Winter 2010: from the EAA

Allison Dykes

Allison Dykes, Vice-President for Alumni Relations

Bryan Meltz

By Allison Dykes

Dear Friends,

Happy 2010!

A new year always brings new goals for the future and happy reflections on past accomplishments. For the Emory Alumni Association, 2009 was an excellent year. More alumni than ever are involved with Emory—just recently, more than 1,400 members of our community volunteered on Emory Cares International Service Day, a record.

We hosted vibrant Commencement and Homecoming activities and sponsored scores of alumni events across the country and around the world. Emory alumni also are among our biggest supporters for Campaign Emory, the University’s $1.6 billion fund-raising effort.

One of the best ways for alumni to contribute to Campaign Emory is through support of the new Emory Alumni Board (EAB) Leadership Scholarship. The EAB established the scholarship in 2007; it recognizes outstanding students whose actions, beliefs, and passions have improved our community in the arts and sciences, in academic or extracurricular pursuits, through mentorship, via social outreach, or through other avenues.

Our first two recipients, Sacha Munro 11C and Lori Northcraft 09A 10PH, received their awards in the fall, and I can’t say enough positive things about them.

Sacha is a junior in the Emory College of Arts and Sciences and hails originally from New Zealand. It’s difficult to pinpoint one thing that makes her an ideal scholarship recipient given that she is involved in so many groups on campus. She is the special events chair of the Residence Hall Association (RHA) Executive Board and a planning committee member for the Sophomore Pinning Ceremony. Sacha is a member of the Student Alumni Association (SAA), a Lullwater ambassador, tour guide, Class Gift Advisory Board member, and Emory Ring Tradition Committee member, and much more.

When she graduates this summer, Lori will be among Emory’s first recipients of Emory’s new dual degree in physical therapy and public health. A native of Oregon, Lori spent two years prior to coming to Emory living in the Rio Grande valley of Texas teaching elementary school in both English and Spanish.

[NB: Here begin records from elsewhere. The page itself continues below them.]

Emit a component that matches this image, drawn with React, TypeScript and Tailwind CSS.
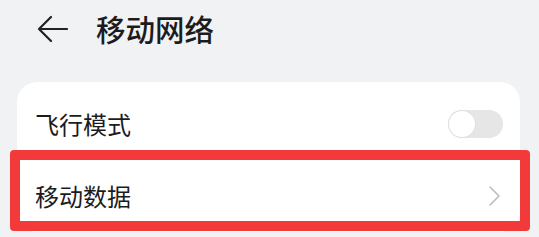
export default function App() {
  return (
    <div
      className="relative w-[539px] h-[237px] overflow-hidden bg-[#f1f2f4] text-[#1c1c1c]"
      style={{ fontFamily: '"Noto Sans CJK SC", "Noto Sans", sans-serif' }}
    >
      <div className="flex items-center h-[58px] pl-[37px]">
        <svg width="31" height="28" viewBox="0 0 31 28" fill="none" className="text-[#222]">
          <path d="M30 14H2M14 2L2 14l12 12" stroke="currentColor" strokeWidth="2.2" strokeLinecap="round" strokeLinejoin="round" />
        </svg>
        <div className="ml-[28px] text-[29.5px] font-medium leading-none">移动网络</div>
      </div>
      <div className="mt-[24px] ml-[17px] mr-[19px] rounded-[20px] bg-white pt-[6px]">
        <div className="flex items-center justify-between h-[72px] pl-[18px] pr-[17px]">
          <span className="text-[24px] leading-none">飞行模式</span>
          <div className="w-[55px] h-[28px] rounded-full bg-[#e6e6e6] p-[1px]">
            <div className="w-[26px] h-[26px] rounded-full bg-white shadow-[0_0_0_1px_#e0e0e0]" />
          </div>
        </div>
        <div className="flex items-center justify-between h-[72px] pl-[18px] pr-[20px]">
          <span className="text-[24px] leading-none">移动数据</span>
          <svg width="11" height="20" viewBox="0 0 11 20" fill="none">
            <path d="M1 1l9 9-9 9" stroke="#bdbdbd" strokeWidth="1.6" strokeLinecap="round" strokeLinejoin="round" />
          </svg>
        </div>
      </div>
      <div className="absolute left-[10px] top-[150px] w-[520px] h-[81px] rounded-[4px] border-[10px] border-[#f33a3a]" />
    </div>
  );
}
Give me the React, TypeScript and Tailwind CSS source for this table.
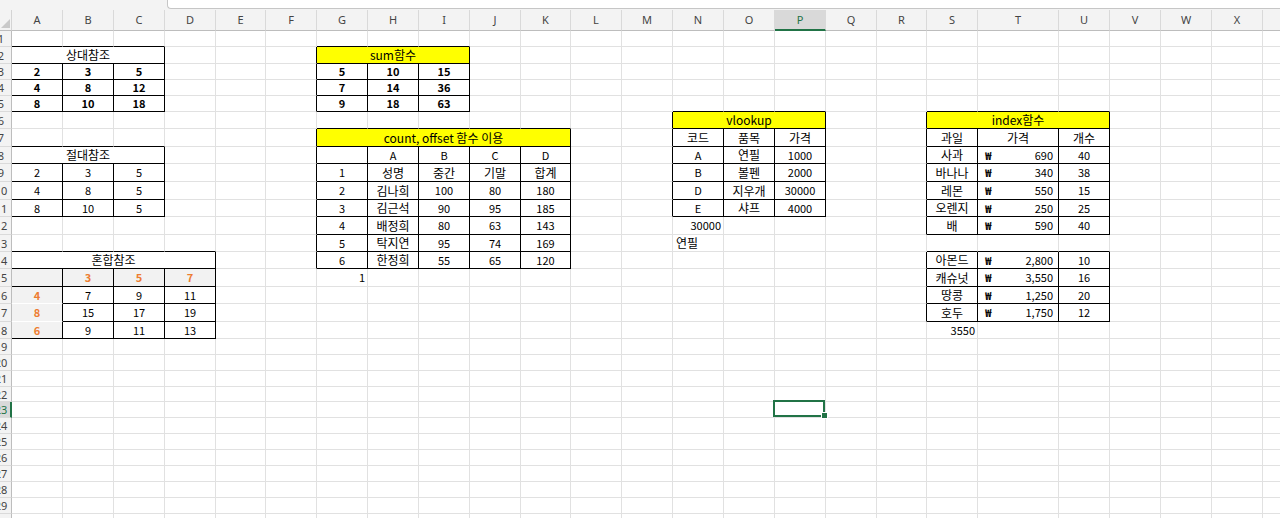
import React from 'react';

const COLS = ['A','B','C','D','E','F','G','H','I','J','K','L','M','N','O','P','Q','R','S','T','U','V','W','X','Y'];
const NROWS = 30;

type Align = 'c' | 'l' | 'r' | 'a';
type Cell = { t: string; span?: number; cls?: string; al?: Align };

const BOLD = 'text-[11px] font-bold text-black';
const NUM = 'text-[11px] text-black';
const KOR = 'text-[12px] text-black';
const YEL = 'text-[12px] text-black bg-[#ffff00]';
const ORG = 'text-[11px] font-bold text-[#ed7d31] bg-[#f2f2f2]';

const cells: Record<string, Cell> = {};
function put(col: string, row: number, vals: string[], cls: string, al: Align = 'c') {
  const s = COLS.indexOf(col);
  vals.forEach((v, i) => {
    cells[COLS[s + i] + row] = { t: v, cls, al };
  });
}
function merge(col: string, row: number, t: string, span: number, cls: string) {
  cells[col + row] = { t, span, cls, al: 'c' };
}

// 상대참조
merge('A', 2, '상대참조', 3, KOR);
put('A', 3, ['2', '3', '5'], BOLD);
put('A', 4, ['4', '8', '12'], BOLD);
put('A', 5, ['8', '10', '18'], BOLD);
// sum함수
merge('G', 2, 'sum함수', 3, YEL);
put('G', 3, ['5', '10', '15'], BOLD);
put('G', 4, ['7', '14', '36'], BOLD);
put('G', 5, ['9', '18', '63'], BOLD);
// 절대참조
merge('A', 8, '절대참조', 3, KOR);
put('A', 9, ['2', '3', '5'], NUM);
put('A', 10, ['4', '8', '5'], NUM);
put('A', 11, ['8', '10', '5'], NUM);
// 혼합참조
merge('A', 14, '혼합참조', 4, KOR);
put('A', 15, ['', '3', '5', '7'], ORG);
put('A', 16, ['4'], ORG);
put('A', 17, ['8'], ORG);
put('A', 18, ['6'], ORG);
put('B', 16, ['7', '9', '11'], NUM);
put('B', 17, ['15', '17', '19'], NUM);
put('B', 18, ['9', '11', '13'], NUM);
// count, offset
merge('G', 7, 'count, offset 함수 이용', 5, YEL);
put('G', 8, ['', 'A', 'B', 'C', 'D'], NUM);
put('G', 9, ['1'], NUM);
put('H', 9, ['성명', '중간', '기말', '합계'], KOR);
const people: [string, string, string, string, string][] = [
  ['2', '김나희', '100', '80', '180'],
  ['3', '김근석', '90', '95', '185'],
  ['4', '배정희', '80', '63', '143'],
  ['5', '탁지연', '95', '74', '169'],
  ['6', '한정희', '55', '65', '120'],
];
people.forEach((p, i) => {
  put('G', 10 + i, [p[0]], NUM);
  put('H', 10 + i, [p[1]], KOR);
  put('I', 10 + i, [p[2], p[3], p[4]], NUM);
});
put('G', 15, ['1'], NUM, 'r');
// vlookup
merge('N', 6, 'vlookup', 3, YEL);
put('N', 7, ['코드', '품목', '가격'], KOR);
const vl: [string, string, string][] = [
  ['A', '연필', '1000'],
  ['B', '볼펜', '2000'],
  ['D', '지우개', '30000'],
  ['E', '샤프', '4000'],
];
vl.forEach((v, i) => {
  put('N', 8 + i, [v[0]], NUM);
  put('O', 8 + i, [v[1]], KOR);
  put('P', 8 + i, [v[2]], NUM);
});
put('N', 12, ['30000'], NUM, 'r');
put('N', 13, ['연필'], KOR, 'l');
// index
merge('S', 6, 'index함수', 3, YEL);
put('S', 7, ['과일', '가격', '개수'], KOR);
const fruits: [string, string, string][] = [
  ['사과', '690', '40'],
  ['바나나', '340', '38'],
  ['레몬', '550', '15'],
  ['오렌지', '250', '25'],
  ['배', '590', '40'],
];
fruits.forEach((f, i) => {
  put('S', 8 + i, [f[0]], KOR);
  put('T', 8 + i, [f[1]], NUM, 'a');
  put('U', 8 + i, [f[2]], NUM);
});
const nuts: [string, string, string][] = [
  ['아몬드', '2,800', '10'],
  ['캐슈넛', '3,550', '16'],
  ['땅콩', '1,250', '20'],
  ['호두', '1,750', '12'],
];
nuts.forEach((f, i) => {
  put('S', 14 + i, [f[0]], KOR);
  put('T', 14 + i, [f[1]], NUM, 'a');
  put('U', 14 + i, [f[2]], NUM);
});
put('S', 18, ['3550'], NUM, 'r');

const tables: [number, number, number, number][] = [
  [0, 2, 2, 5],
  [6, 2, 8, 5],
  [0, 8, 2, 11],
  [0, 14, 3, 18],
  [6, 7, 10, 14],
  [13, 6, 15, 11],
  [18, 6, 20, 12],
  [18, 14, 20, 17],
];
const inT = (c: number, r: number) =>
  tables.some(([c1, r1, c2, r2]) => c >= c1 && c <= c2 && r >= r1 && r <= r2);

const covered = new Set<string>();
Object.entries(cells).forEach(([k, v]) => {
  if (v.span && v.span > 1) {
    const col = k.replace(/[0-9]/g, '');
    const row = k.replace(/[A-Z]/g, '');
    const s = COLS.indexOf(col);
    for (let i = 1; i < v.span; i++) covered.add(COLS[s + i] + row);
  }
});

const SPAN: Record<number, string> = { 1: '', 3: 'col-span-3', 4: 'col-span-4', 5: 'col-span-5' };
const WHITE_BOTTOM = new Set(['A16', 'A17']);

const SEL_COL = 'P';
const SEL_ROW = 23;

function SheetCell({ c, r }: { c: number; r: number }) {
  const key = COLS[c] + r;
  const cell = cells[key];
  const span = cell?.span ?? 1;
  const last = c + span - 1;
  const rightBlack = inT(last, r) || inT(last + 1, r);
  let bottomBlack = false;
  for (let i = c; i <= last; i++) if (inT(i, r) || inT(i, r + 1)) bottomBlack = true;
  const rb = rightBlack ? 'border-r-black' : 'border-r-[#e1e1e1]';
  const bb = WHITE_BOTTOM.has(key) ? 'border-b-white' : bottomBlack ? 'border-b-black' : 'border-b-[#e1e1e1]';
  const al = cell?.al ?? 'c';
  const alCls =
    al === 'c' ? 'justify-center' : al === 'r' ? 'justify-end pr-[2px]' : al === 'l' ? 'justify-start pl-[3px]' : 'justify-between pl-[7px] pr-[5px]';
  const selected = COLS[c] === SEL_COL && r === SEL_ROW;
  return (
    <div
      className={`${SPAN[span]} flex items-center whitespace-nowrap leading-none border-r border-b ${rb} ${bb} ${alCls} ${cell?.cls ?? ''} ${selected ? 'relative' : ''}`}
    >
      {cell && al === 'a' ? (
        <>
          <span className="font-bold">₩</span>
          <span>{cell.t}</span>
        </>
      ) : (
        cell?.t ?? ''
      )}
      {selected && (
        <>
          <div className="absolute -left-[2px] -top-[2px] right-0 bottom-0 border-2 border-[#217346]" />
          <div className="absolute -right-[3px] -bottom-[2px] w-[7px] h-[7px] bg-[#217346] border border-white" />
        </>
      )}
    </div>
  );
}

export default function App() {
  const rows: React.ReactNode[] = [];
  rows.push(
    <div key="corner" className="relative bg-[#f3f3f3] border-r border-b border-r-[#d4d4d4] border-b-[#bdbdbd]">
      <svg className="absolute right-[1px] bottom-[2px]" width="9" height="9" viewBox="0 0 9 9">
        <polygon points="9,0 9,9 0,9" fill="#c9c9c9" />
      </svg>
    </div>
  );
  COLS.forEach((col) => {
    const sel = col === SEL_COL;
    rows.push(
      <div
        key={'h' + col}
        className={`flex items-center justify-center text-[11px] font-['Noto_Sans',sans-serif] border-r border-r-[#d9d9d9] ${
          sel ? 'bg-[#d9d9d9] text-[#217346] border-b-2 border-b-[#217346] pt-[1px]' : 'bg-[#f3f3f3] text-[#444] border-b border-b-[#bdbdbd]'
        }`}
      >
        {col}
      </div>
    );
  });
  for (let r = 1; r <= NROWS; r++) {
    const sel = r === SEL_ROW;
    rows.push(
      <div
        key={'rh' + r}
        className={`overflow-hidden flex items-center text-[11px] font-['Noto_Sans',sans-serif] border-b border-b-[#dadada] ${
          sel ? 'bg-[#d9d9d9] text-[#217346] border-r-2 border-r-[#217346]' : 'bg-[#f3f3f3] text-[#444] border-r border-r-[#bdbdbd]'
        }`}
      >
        <span className="-ml-[9px] w-[20px] shrink-0 text-center leading-none">{r}</span>
      </div>
    );
    for (let c = 0; c < COLS.length; c++) {
      const key = COLS[c] + r;
      if (covered.has(key)) continue;
      rows.push(<SheetCell key={key} c={c} r={r} />);
    }
  }

  return (
    <div className="w-[1280px] h-[518px] overflow-hidden bg-white font-['Noto_Sans_CJK_KR',sans-serif]">
      <div className="h-[10px] bg-[#f3f3f3] flex pl-[167px]">
        <div className="flex-1 h-[9px] bg-white border-l border-b border-[#c6c6c6] rounded-bl-[4px]" />
      </div>
      <div className="grid w-[1314px] grid-cols-[12px_51px_51px_51px_51px_50px_51px_51px_51px_51px_51px_50px_51px_51px_51px_51px_51px_51px_50px_51px_81px_51px_51px_51px_51px_51px] grid-rows-[21px_16px_17px_16px_16px_16px_17px_18px_17px_18px_18px_17px_18px_17px_17px_18px_17px_18px_17px_16px_16px_16px_15px_16px_16px_16px_16px_16px_16px_16px_16px]">
        {rows}
      </div>
    </div>
  );
}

Her experience there led her to explore the intersection between the clinical sciences and public health, which brought her to Emory. As a graduate student, Lori has been a leader in Emory’s South Georgia Farmworker Health Project, where she and other students deliver pro bono medical care to migrant farm workers and their families.

She has spent the fall conducting fieldwork in Arizona and returned to Atlanta just before the holidays to finish her classwork.

To learn more about Sacha and Lori and listen to their stories in their own words, please visit Emory on iTunes U (itunes.emory.edu). You can find an interview with our EAB Leadership Scholarship recipients in the “Alumni Up Close” album, located in the “Community” folder.

All of us at the EAA are proud to support these remarkable student leaders, and I invite you to help support them as well. To make an online gift to the EAB Leadership Scholarship, please visit www.emory.edu/give and select direction “Emory Alumni Association” and select fund “Emory Alumni Board Leadership Scholarship.” You also may make a gift over the phone by calling 404.727.6200. I thank you in advance for your consideration.

In closing, I wanted to mention one piece of sad news. On November 1, Emory lost one of its longtime leaders in Dean of Alumni Jake Ward 33C 36G. “Dr. Ward,” as he was affectionately known, joined our community in fall 1929—his freshman year—and he remained an integral part of it ever since. Since 1985, he had served as Emory’s dean of alumni, and when the Miller-Ward Alumni House opened in 2000, it made perfect sense that the new building be named after the only two men to hold the dean of alumni title—Ward and his predecessor, H. Prentice Miller 27C 28G.

I encourage you to read the tribute to Dr. Ward. He was a truly remarkable man, and he will be missed.

Always remember that the Emory Alumni Association is your association and your easiest way to connect both to Emory and your fellow alumni. If you have any questions about the EAA or how to get involved, please let me know. My email address is adykes@emory.edu, and I’m happy to hear from you.

And whenever you are on campus, please make the Miller-Ward Alumni House one of your stops. Visitors are always welcome.